“永祥,你又在做梦了?”三炮把脱在床尾的裤头和外衣递给永祥。“快穿上,别冻着。到时你娘又要烦神了。”
永祥接过裤头拖进被窝里刚想套上身,感觉两条腿乏软,裆部粘腻腻的,冰凉冰凉的。他晓得自己又遗精了。
凡永祥啊,凡永祥,你真是没有什么大出息?怎么又想女人了?他心里责怪起自己。像你这样的身份和处境,怎么可能会给孙红带来幸福?
可一想,都二十多岁的男人了,怎么能不想女人?到了这个时候的男人,还不会想女人?还不会支炮走火,那他的身子骨一定是有毛病的。
出身不好?处境不好?难道就不能有女人吗?那旧社会里穷人都没有女人?社会不是早就要灭亡了吗?
永祥安慰自己,大不了让孙红再生个地主小崽子。现在医学进步了,也可以不生小把戏。只要能让孙红和自己睡在一张床铺上,夜夜相拥,不能替凡家传继香火,又算得了什么?我们得为自己快活而活着。孙红,我凡永祥不能给你什么幸福,但我一定让你感受到一个男人爱你的快活!
成份高的错,不能够赖在永祥的身上。

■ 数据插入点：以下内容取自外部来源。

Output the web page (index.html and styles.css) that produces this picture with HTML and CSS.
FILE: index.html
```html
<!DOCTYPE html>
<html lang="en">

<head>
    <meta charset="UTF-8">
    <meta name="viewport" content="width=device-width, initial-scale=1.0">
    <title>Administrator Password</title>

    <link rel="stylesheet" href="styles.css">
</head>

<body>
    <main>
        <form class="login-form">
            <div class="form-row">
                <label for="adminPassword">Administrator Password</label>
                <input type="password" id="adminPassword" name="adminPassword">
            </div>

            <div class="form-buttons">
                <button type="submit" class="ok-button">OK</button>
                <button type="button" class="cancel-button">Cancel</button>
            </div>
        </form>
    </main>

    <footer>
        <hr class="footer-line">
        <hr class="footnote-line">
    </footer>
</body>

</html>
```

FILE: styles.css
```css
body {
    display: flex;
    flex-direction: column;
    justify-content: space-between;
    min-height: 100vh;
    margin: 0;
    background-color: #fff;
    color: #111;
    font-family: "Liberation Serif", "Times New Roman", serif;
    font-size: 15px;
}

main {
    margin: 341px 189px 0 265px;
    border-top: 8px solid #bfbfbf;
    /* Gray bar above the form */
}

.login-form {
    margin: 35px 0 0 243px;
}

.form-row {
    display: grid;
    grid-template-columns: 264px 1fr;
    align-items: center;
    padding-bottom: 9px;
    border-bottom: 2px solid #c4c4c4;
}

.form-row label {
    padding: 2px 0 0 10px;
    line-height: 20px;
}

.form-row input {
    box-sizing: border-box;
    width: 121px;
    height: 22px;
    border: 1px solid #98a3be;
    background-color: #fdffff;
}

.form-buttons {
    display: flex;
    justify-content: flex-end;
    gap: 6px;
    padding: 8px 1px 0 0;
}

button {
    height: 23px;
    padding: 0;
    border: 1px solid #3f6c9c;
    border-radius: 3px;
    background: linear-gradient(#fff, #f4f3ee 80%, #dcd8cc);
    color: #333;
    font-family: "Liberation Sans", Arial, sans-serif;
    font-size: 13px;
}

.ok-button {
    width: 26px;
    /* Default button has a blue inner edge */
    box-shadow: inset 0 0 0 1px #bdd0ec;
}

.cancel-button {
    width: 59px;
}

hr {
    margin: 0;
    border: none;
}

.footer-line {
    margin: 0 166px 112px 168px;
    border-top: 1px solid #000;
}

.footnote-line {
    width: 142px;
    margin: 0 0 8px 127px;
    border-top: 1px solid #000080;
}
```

要错也是错在他爹妈一时间快活惹下来的后遗症。老婆是可以自己选的,但爹娘是自己无法选择的。爹娘带下来的成份更是不能够选择的。
永祥的家庭出身不好,但村里的小伙伴们对他并不歧视。要不是闹文化大革命,谁也没有觉得他与他们之间有什么异样的区别。
丫头们觉得他身上有做爷的份。这个爷的份是指什么?谁也说不清楚。总之,村里大小男人们身上某些让女人喜欢的东西,都汇聚在一个男人身上时,这个男人就被女人们公认为有爷的份。

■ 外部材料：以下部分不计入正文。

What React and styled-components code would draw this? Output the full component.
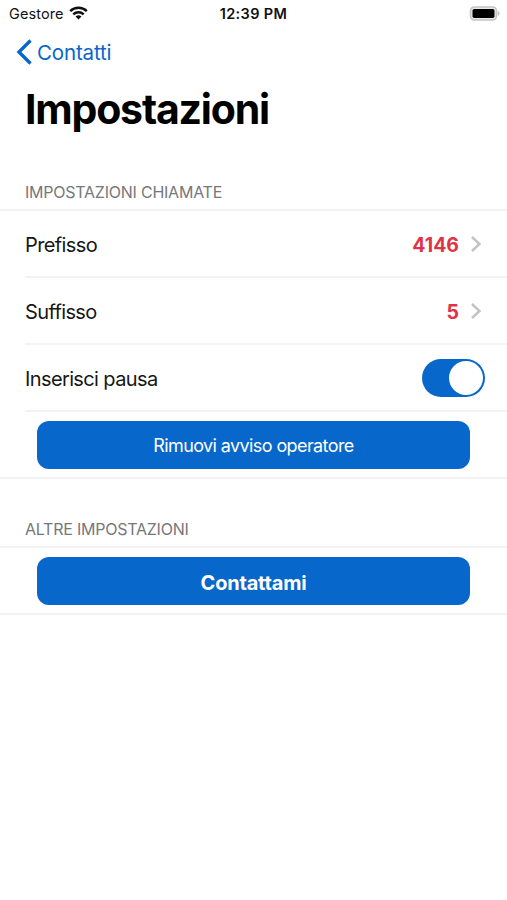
import { useState } from "react";
import styled, { createGlobalStyle } from "styled-components";

const GlobalStyle = createGlobalStyle`
  :root {
    --blue: #0767ca;
    --red: #df3346;
    --text: #161616;
    --muted: #77777a;
    --line: #f3f3f4;
  }
  * { box-sizing: border-box; }
  body {
    margin: 0;
    background: #fff;
    color: var(--text);
    font-family: Inter, "Liberation Sans", sans-serif;
  }
`;

const Screen = styled.div`
  min-height: 900px;
  background: #fff;
  overflow: hidden;
`;

const StatusBar = styled.header`
  height: 26px;
  display: grid;
  grid-template-columns: 1fr auto 1fr;
  align-items: center;
  padding: 0 7px 0 9px;
  color: #111;
`;

const Carrier = styled.div`
  display: flex;
  align-items: center;
  gap: 5px;
  font-size: 14.5px;
  letter-spacing: 0.1px;
`;

const Clock = styled.div`
  margin-right: 2px;
  font-size: 14.5px;
  font-weight: 600;
  letter-spacing: 0.35px;
`;

const Battery = styled.svg`
  justify-self: end;
`;

const BackButton = styled.button`
  display: flex;
  align-items: center;
  gap: 5px;
  height: 52px;
  padding: 0 0 0 15px;
  border: none;
  background: transparent;
  color: var(--blue);
  font: 400 20.5px Inter, sans-serif;
  letter-spacing: -0.15px;
  cursor: pointer;
`;

const Title = styled.h1`
  margin: 0;
  padding: 6px 25px 0;
  height: 78px;
  font-size: 41px;
  line-height: 50px;
  font-weight: 700;
  letter-spacing: -1.2px;
  color: #000;
`;

const SectionTitle = styled.h2`
  margin: 0;
  height: ${(p) => p.$height}px;
  padding: 0 25px 7px;
  display: flex;
  align-items: flex-end;
  font-size: 16px;
  line-height: 20px;
  font-weight: 400;
  letter-spacing: -0.23px;
  color: var(--muted);
`;

const Group = styled.section`
  border-top: 2px solid var(--line);
  border-bottom: 2px solid var(--line);
`;

const Row = styled.div`
  display: flex;
  align-items: center;
  height: 67px;
  margin-left: 25px;
  padding-right: ${(p) => (p.$link ? 25 : 22)}px;
  border-bottom: 2px solid var(--line);
`;

const Label = styled.span`
  flex: 1;
  padding-top: 2px;
  font-size: 20px;
  letter-spacing: -0.62px;
`;

const Value = styled.span`
  margin-right: 11px;
  padding-top: 2px;
  color: var(--red);
  font-size: 19.5px;
  font-weight: 700;
`;

const Switch = styled.button`
  display: flex;
  justify-content: ${(p) => (p.$on ? "flex-end" : "flex-start")};
  width: 63px;
  height: 38px;
  padding: 2px;
  border: none;
  border-radius: 19px;
  background: ${(p) => (p.$on ? "var(--blue)" : "#e5e5ea")};
  cursor: pointer;
`;

const Knob = styled.span`
  width: 34px;
  height: 34px;
  border-radius: 50%;
  background: #fff;
`;

const ButtonCell = styled.div`
  padding: 9px 37px 8px;
`;

const ActionButton = styled.button`
  display: block;
  width: 100%;
  height: 48px;
  padding: ${(p) => (p.$strong ? "3px 0 0" : "1px 0 0")};
  border: none;
  border-radius: 12px;
  background: var(--blue);
  color: #fff;
  font-family: inherit;
  font-size: ${(p) => (p.$strong ? 20 : 18)}px;
  font-weight: ${(p) => (p.$strong ? 700 : 400)};
  letter-spacing: ${(p) => (p.$strong ? "-0.2px" : "-0.6px")};
  cursor: pointer;
`;

function WifiIcon() {
  return (
    <svg width="19" height="14" viewBox="0 0 19 14" fill="none" stroke="#111" strokeWidth="2.5">
      <path d="M1.2 5.1a11.8 11.8 0 0 1 16.6 0" />
      <path d="M4.3 8.4a7.4 7.4 0 0 1 10.4 0" />
      <path d="M9.5 13.6 6.5 10.6a4.3 4.3 0 0 1 6 0z" fill="#111" stroke="none" />
    </svg>
  );
}

function BatteryIcon() {
  return (
    <Battery width="31" height="15" viewBox="0 0 31 15">
      <rect x="1.5" y="1" width="26" height="13" rx="4" fill="#e8e8e8" stroke="#c4c4c4" strokeWidth="1.6" />
      <rect x="3.500" y="3" width="22" height="9" rx="1.8" fill="#000" />
      <path d="M28.800 5v5c1.1-.4 1.8-1.4 1.8-2.5S29.900 5.400 28.800 5z" fill="#bdbdbd" />
    </Battery>
  );
}

function Chevron() {
  return (
    <svg width="12" height="18" viewBox="0 0 12 18" fill="none" stroke="#c3c3c6" strokeWidth="2.4">
      <path d="M2 2l7.500 7L2 16" />
    </svg>
  );
}

export default function App() {
  const [pause, setPause] = useState(true);

  return (
    <Screen>
      <GlobalStyle />
      <StatusBar>
        <Carrier>
          Gestore
          <WifiIcon />
        </Carrier>
        <Clock>12:39 PM</Clock>
        <BatteryIcon />
      </StatusBar>

      <BackButton type="button">
        <svg width="17" height="26" viewBox="0 0 17 26" fill="none" stroke="currentColor" strokeWidth="3.4">
          <path d="M15.500 1.500 4 13l11.500 11.500" />
        </svg>
        Contatti
      </BackButton>
      <Title>Impostazioni</Title>

      <SectionTitle $height={53}>IMPOSTAZIONI CHIAMATE</SectionTitle>
      <Group>
        <Row $link>
          <Label>Prefisso</Label>
          <Value>4146</Value>
          <Chevron />
        </Row>
        <Row $link>
          <Label>Suffisso</Label>
          <Value>5</Value>
          <Chevron />
        </Row>
        <Row>
          <Label>Inserisci pausa</Label>
          <Switch type="button" role="switch" aria-checked={pause} $on={pause} onClick={() => setPause(!pause)}>
            <Knob />
          </Switch>
        </Row>
        <ButtonCell>
          <ActionButton type="button">Rimuovi avviso operatore</ActionButton>
        </ButtonCell>
      </Group>

      <SectionTitle $height={67}>ALTRE IMPOSTAZIONI</SectionTitle>
      <Group>
        <ButtonCell>
          <ActionButton type="button" $strong>
            Contattami
          </ActionButton>
        </ButtonCell>
      </Group>
    </Screen>
  );
}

永祥身上的毛还没有长全,自然还不能够算是爷儿们。但在一拨孩儿们心中,他已经显露出爷的份。丫头们愿意跟他在一起玩耍,心灵手巧,有时能够和他说上句把话,心里都感到快活无比。半拉小子们觉得他身体强壮,脑子活络,打打闹闹,说说笑笑,挺有趣味的。所以有啥事都喊爱他一块凑热闹。